EXHIBITION RECEPTION
Saturday May 11th 4-6pm
Contact GALLERY@WINSTONWACHTER.COM for more information
Viewed as separate from love and lust, the Psychology Today describes limerence as “a state of involuntary obsession with another person. The experience of limerence is different from love or lust in that it is based on the uncertainty that the person you desire, also desires you.” Claire Partington’s latest body of work, The Limerents, focuses on this state of all consuming obsession, taking inspiration from both art history and current social media.
In the Greek Myth of Daphne and Apollo, the nymph Daphne famously transforms into a tree to avoid the advances of Apollo. Apollo however, had been struck by Cupid’s arrow, which caused his state of limerence - Apollo had teased Cupid, and Cupid, angered by the insults, shot Apollo with a golden arrow, causing him to fall in love with the first person he saw.

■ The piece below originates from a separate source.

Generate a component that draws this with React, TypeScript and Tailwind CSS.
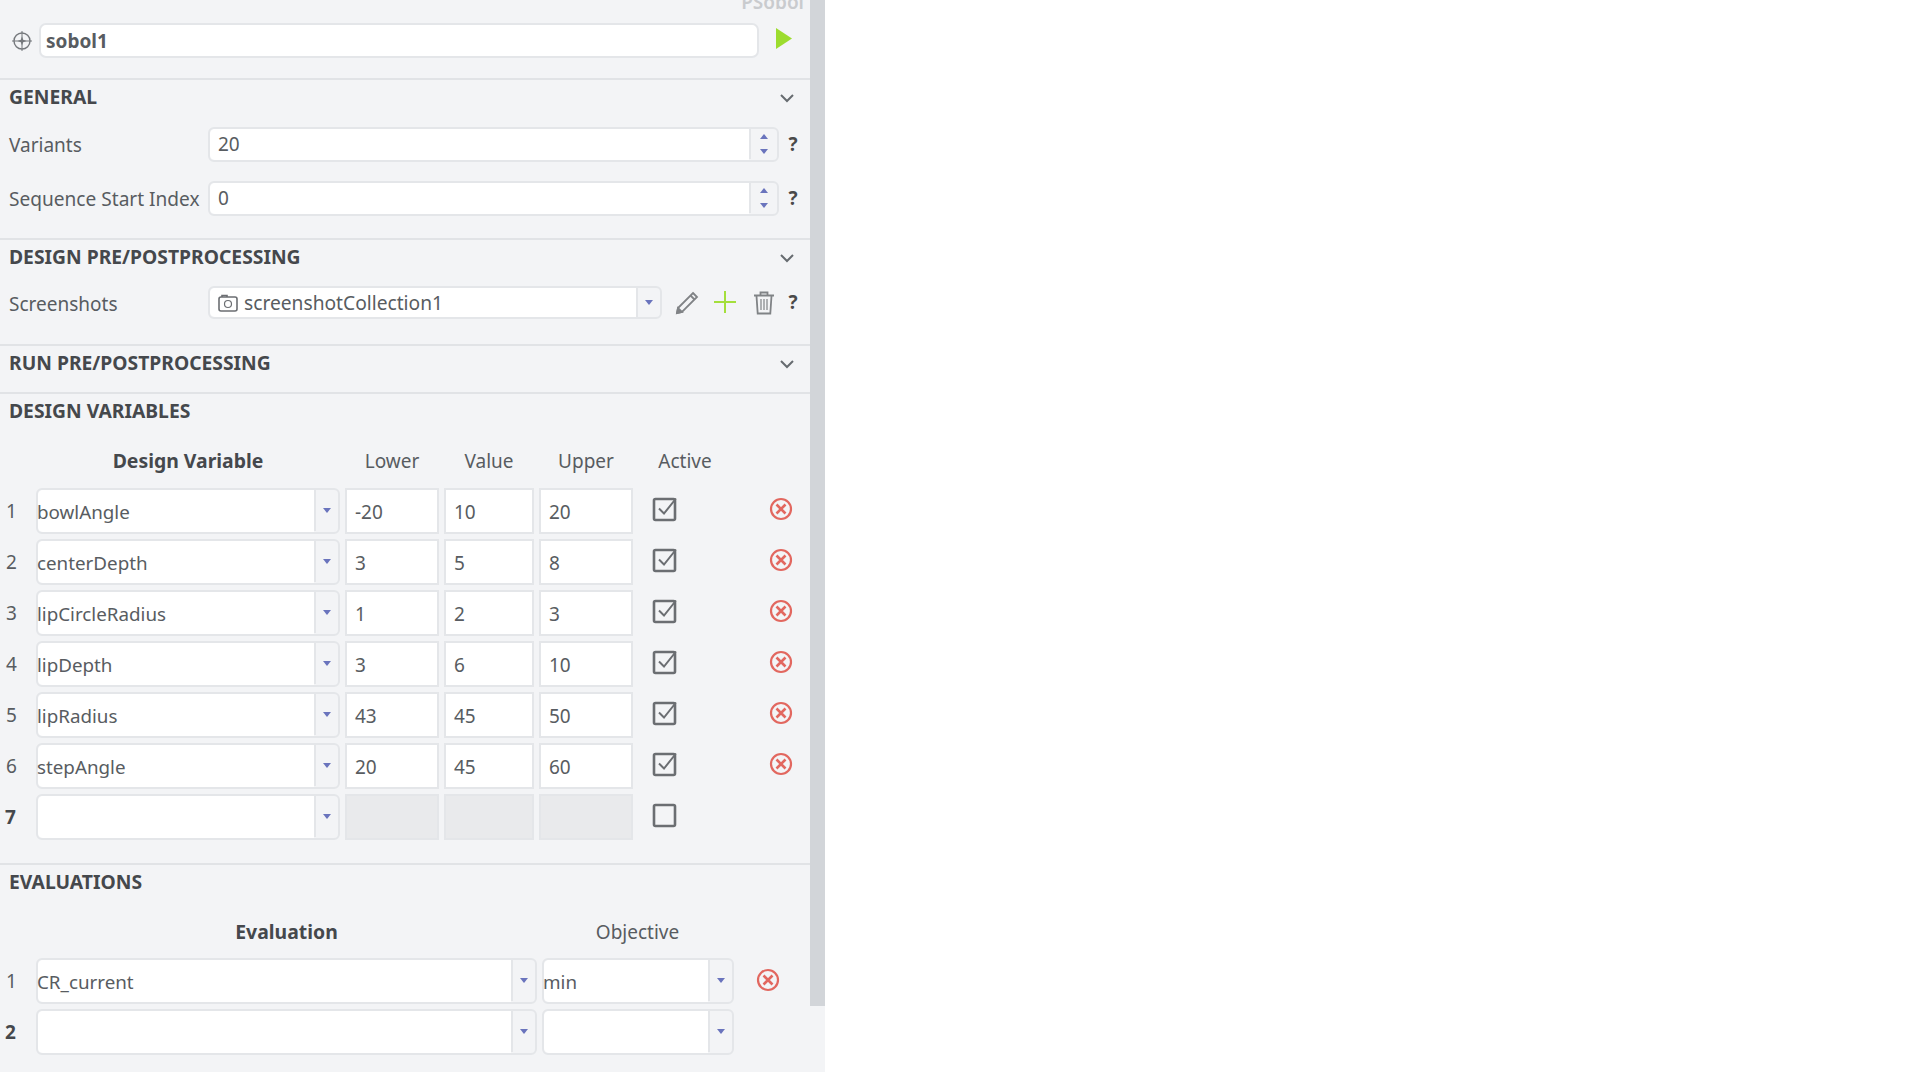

Daphne however had been shot by Cupid’s lead-tipped arrow causing her to be impervious to love.
Echo and Narcissus likewise are engaged in this nonreciprocal obsessive state. Echo, cursed by Goddess Juno to only repeat the words of others, becomes infatuated with Narcissus, who spurns her advances. Narcissus is in turn punished by Nemesis to fall in love with his own reflection in a pool of water, which can never be reciprocated.
Partington’s figures exist somewhere between the ancient and contemporary, staring longingly and limerently into their phones, frozen in a state of all consuming obsession.
Claire Partington graduated from Central Saint Martins in 1995 with a 1st in Fine Art Sculpture and gained a Post Graduate qualification in Museum Studies in 2000. She started making ceramic works after attending night school classes in 2005. Her work features in notable international collections including the Walker Art Gallery in Liverpool, National Museums Scotland, Victoria & Albert Museum in London, the Museum of London, Seattle Art Museum, Ömer Koç Collection, Istanbul and the Reyden Weiss Collection in Germany. She was awarded a Contemporary Art Society Commission in 2022 with the Walker Art Gallery, and was the recipient of the Virginia A Groot award in 2018.